1.6. Elle a tenu parce qu’elle était aussi plus obéissante : même s’il y avait des luttes sociales, des luttes syndicales et politiques, les Français étaient plus soumis (surtout à la campagne, le pays étant encore en grande partie agricole) à leurs « élites », soumis à la campagne au grand propriétaire, au hobereau, au notable (médecin, notaire), au curé, à l’instituteur, soumis, à la ville au patron (lesquels « élites », durant la guerre de 14, se retrouvèrent tout naturellement officiers). L’obéissance, jadis, était mieux enracinée qu’aujourd’hui [précision : il ne s’agit pas là d’un jugement – négatif ou positif – mais d’un constat]. Les « élites » ou, si l’on préfère, les « cadres » de la société ont bien tenu la population. Sinon, comment celle-ci aurait-elle pu endurer ces épreuves sans autre révolte que, jusqu’à 1917, des mutineries limitées ?

1.7. Elle a tenu parce que, depuis le milieu du XIXe siècle, la plupart des guerres avaient été courtes et, relativement, peu sanglantes :

– La guerre austro-prussienne de 1866 (à laquelle participèrent, de chaque côté, des États de la Confédération germanique, plus l’Italie côté prussien), dura deux mois et causa dans les 13 000 morts côté prussien, et 29 000 côté autrichien,

– La guerre de franco-allemande 1870-71 dura un peu plus de 6 mois et causa 140 000 morts à la France (et 51 000 à l’Allemagne).

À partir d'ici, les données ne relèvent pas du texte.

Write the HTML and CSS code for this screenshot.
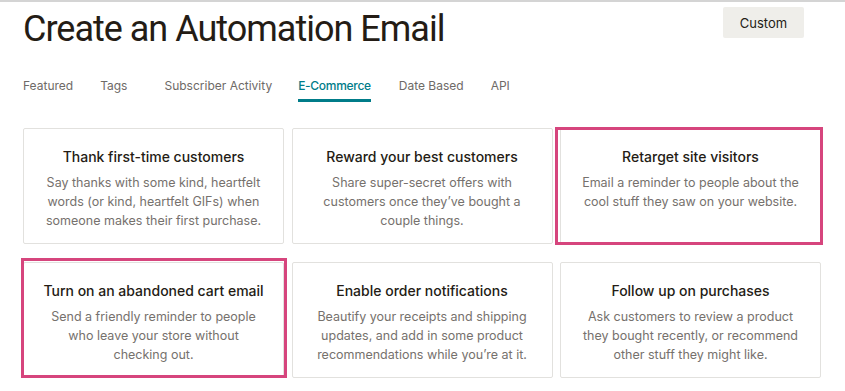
FILE: index.html
```html
<!DOCTYPE html>
<html>
<head>
<meta charset="utf-8">
<link rel="stylesheet" href="styles.css">
</head>
<body>
<div class="page">
  <header class="head">
    <h1 class="title">Create an Automation Email</h1>
    <button class="custom">Custom</button>
  </header>
  <nav class="tabs">
    <span class="tab t1">Featured</span>
    <span class="tab t2">Tags</span>
    <span class="tab t3">Subscriber Activity</span>
    <span class="tab t4 active">E-Commerce</span>
    <span class="tab t5">Date Based</span>
    <span class="tab t6">API</span>
  </nav>
  <div class="grid">
    <div class="card">
      <h2>Thank first-time customers</h2>
      <p>Say thanks with some kind, heartfelt words (or kind, heartfelt GIFs) when someone makes their first purchase.</p>
    </div>
    <div class="card">
      <h2>Reward your best customers</h2>
      <p>Share super-secret offers with customers once they’ve bought a couple things.</p>
    </div>
    <div class="card mark mark-a">
      <h2>Retarget site visitors</h2>
      <p>Email a reminder to people about the cool stuff they saw on your website.</p>
    </div>
    <div class="card mark mark-b">
      <h2>Turn on an abandoned cart email</h2>
      <p>Send a friendly reminder to people who leave your store without checking out.</p>
    </div>
    <div class="card">
      <h2>Enable order notifications</h2>
      <p>Beautify your receipts and shipping updates, and add in some product recommendations while you’re at it.</p>
    </div>
    <div class="card">
      <h2>Follow up on purchases</h2>
      <p>Ask customers to review a product they bought recently, or recommend other stuff they might like.</p>
    </div>
  </div>
</div>
</body>
</html>
```
FILE: styles.css
```css
html, body {
  margin: 0;
  padding: 0;
  background: #fff;
}
body {
  font-family: Inter, "Liberation Sans", sans-serif;
  color: #241c15;
  border-top: 2px solid #d4d4d4;
  width: 845px;
  height: 389px;
  overflow: hidden;
}
.page {
  padding: 0 24px 0 23px;
}
.head {
  display: flex;
  justify-content: space-between;
  align-items: flex-start;
  height: 72px;
}
.title {
  margin: 0;
  padding-top: 5px;
  font-family: Roboto, Inter, sans-serif;
  font-size: 36px;
  line-height: 44px;
  font-weight: 400;
  letter-spacing: -1px;
  color: #241c15;
}
.custom {
  margin-top: 5px;
  margin-right: 17px;
  width: 81px;
  height: 31px;
  border: 0;
  border-radius: 2px;
  background: #efeeea;
  color: #241c15;
  font-family: inherit;
  font-size: 13px;
  padding: 0;
}
.tabs {
  display: flex;
  height: 28px;
  margin-bottom: 26px;
  font-size: 12px;
  color: #6e6a67;
}
.tab {
  line-height: 24px;
  height: 28px;
  box-sizing: border-box;
}
.t1 { margin-right: 27px; }
.t2 { margin-right: 37px; }
.t3 { margin-right: 26px; }
.t4 { margin-right: 28px; }
.t5 { margin-right: 27px; }
.tab.active {
  color: #007c89;
  font-weight: 500;
  letter-spacing: -0.3px;
  border-bottom: 3px solid #007c89;
}
.grid {
  display: grid;
  grid-template-columns: repeat(3, 261px);
  grid-auto-rows: 116px;
  column-gap: 7.5px;
  row-gap: 18px;
}
.card {
  position: relative;
  border: 1px solid #e2e1de;
  border-radius: 2px;
  text-align: center;
  padding: 18px 6px 0;
  box-sizing: border-box;
}
.card h2 {
  margin: 0;
  font-size: 14px;
  line-height: 20px;
  font-weight: 500;
  color: #241c15;
}
.card p {
  margin: 6px 15px 0;
  font-size: 12.5px;
  line-height: 19px;
  color: #76716d;
}
.mark::after {
  content: "";
  position: absolute;
  border: 3px solid #d6457d;
  pointer-events: none;
}
.mark-a::after {
  left: -6px;
  top: -2px;
  right: -3px;
  bottom: -2px;
}
.mark-b::after {
  left: -3px;
  top: -5px;
  right: -4px;
  bottom: -1px;
}
```
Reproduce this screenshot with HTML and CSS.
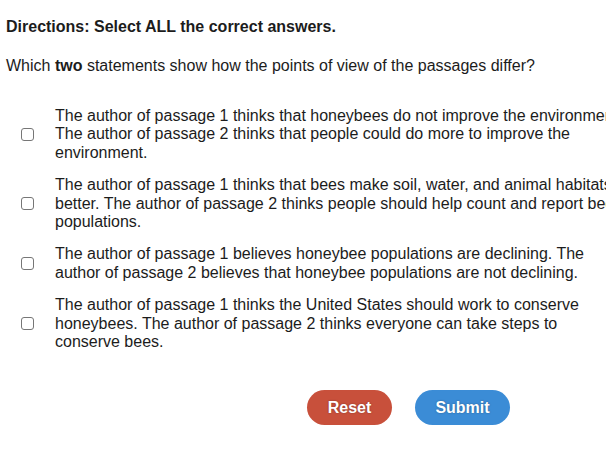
FILE: index.html
```html
<!DOCTYPE html>
<html>
<head>
<meta charset="utf-8">
<link rel="stylesheet" href="styles.css">
</head>
<body>
<div class="page">
  <p class="directions">Directions: Select ALL the correct answers.</p>
  <p class="question">Which <b>two</b> statements show how the points of view of the passages differ?</p>
  <div class="options">
    <label class="option"><span class="box"></span><span class="text">The author of passage 1 thinks that honeybees do not improve the environment. The author of passage 2 thinks that people could do more to improve the environment.</span></label>
    <label class="option"><span class="box"></span><span class="text">The author of passage 1 thinks that bees make soil, water, and animal habitats better. The author of passage 2 thinks people should help count and report bee populations.</span></label>
    <label class="option"><span class="box"></span><span class="text">The author of passage 1 believes honeybee populations are declining. The author of passage 2 believes that honeybee populations are not declining.</span></label>
    <label class="option"><span class="box"></span><span class="text">The author of passage 1 thinks the United States should work to conserve honeybees. The author of passage 2 thinks everyone can take steps to conserve bees.</span></label>
  </div>
  <div class="actions">
    <button class="btn reset">Reset</button>
    <button class="btn submit">Submit</button>
  </div>
</div>
</body>
</html>
```
FILE: styles.css
```css
html, body {
  margin: 0;
  padding: 0;
  overflow: hidden;
  background: #fff;
}
.page {
  width: 640px;
  font-family: "Liberation Sans", Arial, sans-serif;
  color: #1c1c1c;
  padding: 18px 0 0 6px;
}
.directions {
  margin: 0;
  font-weight: bold;
  font-size: 16px;
  line-height: 18px;
}
.question {
  margin: 21px 0 0 0;
  font-size: 16px;
  line-height: 18px;
}
.options {
  margin-top: 32px;
  display: flex;
  flex-direction: column;
  gap: 14px;
}
.option {
  display: flex;
  align-items: center;
}
.box {
  flex: none;
  width: 11px;
  height: 11px;
  border: 1px solid #767676;
  border-radius: 3px;
  margin-left: 15px;
  margin-right: 21px;
}
.text {
  width: 569px;
  font-size: 16px;
  line-height: 18.4px;
}
.actions {
  margin-top: 39px;
  display: flex;
  gap: 23px;
  padding-left: 301px;
}
.btn {
  border: none;
  height: 35px;
  border-radius: 18px;
  color: #fff;
  font-family: "Liberation Sans", Arial, sans-serif;
  font-weight: bold;
  font-size: 16px;
  text-shadow: 0 0 2px rgba(0,0,0,0.35);
  padding: 0;
}
.reset {
  width: 85px;
  background: #c8503b;
}
.submit {
  width: 95px;
  background: #3b8cd6;
}
```
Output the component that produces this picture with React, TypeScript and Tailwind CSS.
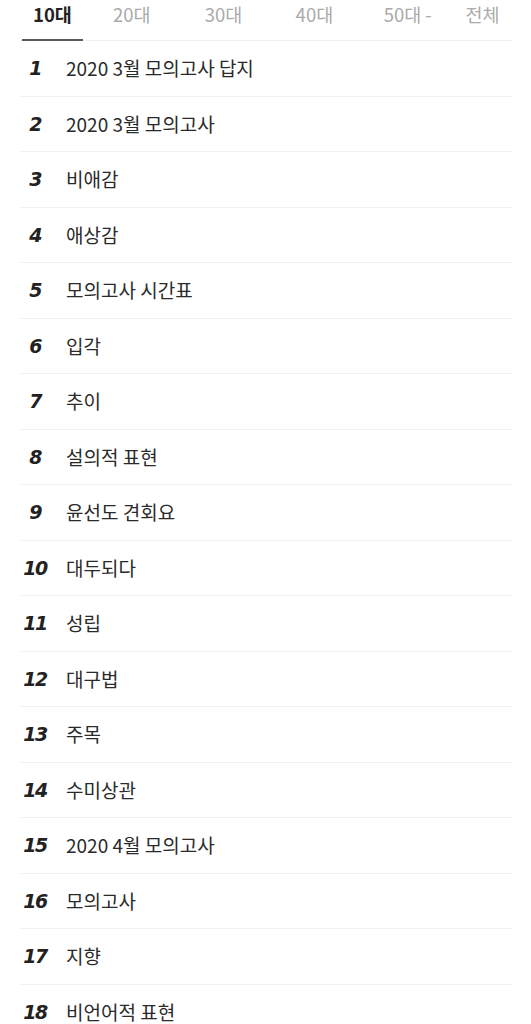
import React from "react";

const items = [
  "2020 3월 모의고사 답지",
  "2020 3월 모의고사",
  "비애감",
  "애상감",
  "모의고사 시간표",
  "입각",
  "추이",
  "설의적 표현",
  "윤선도 견회요",
  "대두되다",
  "성립",
  "대구법",
  "주목",
  "수미상관",
  "2020 4월 모의고사",
  "모의고사",
  "지향",
  "비언어적 표현",
];

const kr = { fontFamily: '"Noto Sans CJK KR", "Noto Sans", sans-serif' };
const num = { fontFamily: '"DejaVu Sans", sans-serif' };

export default function App() {
  return (
    <div className="w-[531px] h-[1024px] overflow-hidden bg-white" style={kr}>
      <div className="ml-[20px] mr-[19px] flex border-b border-[#f0f0f0] h-[41px]">
        <div className="ml-[2px] w-[61px] h-[41px] -mb-px border-b-[2px] border-[#5a5a5a] text-center text-[18.5px] leading-[29px] font-bold text-[#222]">
          10대
        </div>
        <div className="w-[98px] text-center text-[18.5px] leading-[29px] text-[#aaaaaa]">20대</div>
        <div className="w-[86px] text-center text-[18.5px] leading-[29px] text-[#aaaaaa]">30대</div>
        <div className="w-[96px] text-center text-[18.5px] leading-[29px] text-[#aaaaaa]">40대</div>
        <div className="w-[91px] text-center text-[18.5px] leading-[29px] text-[#aaaaaa]">50대 -</div>
        <div className="w-[59px] text-center text-[18.5px] leading-[29px] text-[#aaaaaa]">전체</div>
      </div>
      <ul className="ml-[20px] mr-[19px]">
        {items.map((t, i) => (
          <li
            key={i}
            className="flex items-center h-[55.5px] border-b border-[#f2f2f2]"
          >
            <span
              className="w-[30px] text-center text-[19px] font-bold italic text-[#222] tracking-[-1.5px]"
              style={num}
            >
              {i + 1}
            </span>
            <span className="ml-[16px] text-[19px] text-[#2a2a2a]">{t}</span>
          </li>
        ))}
      </ul>
    </div>
  );
}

– La guerre russo-japonaise, en 1904-1905, dura un an et demi et coûta 71 000 morts aux Russes et 85 000 aux Japonais.

– La première guerre balkanique (Serbie, Grèce, Bulgarie, Montenegro contre empire ottoman), en 1912, dura 8 mois et fit 50 000 morts turcs et moitié moins chez leurs adversaires.

– La deuxième guerre balkanique, en 1913 (Roumanie, Grèce, Serbie, Monténégro, empire ottoman contre Bulgarie), dura un mois, et fit 18 000 morts côté bulgare et 25 000 chez leurs adversaires (parmi lesquels les Turcs, qui s’étaient rangés du côté de leurs adversaires de la guerre précédente pour tomber ensemble sur les Bulgares à bras raccourcis).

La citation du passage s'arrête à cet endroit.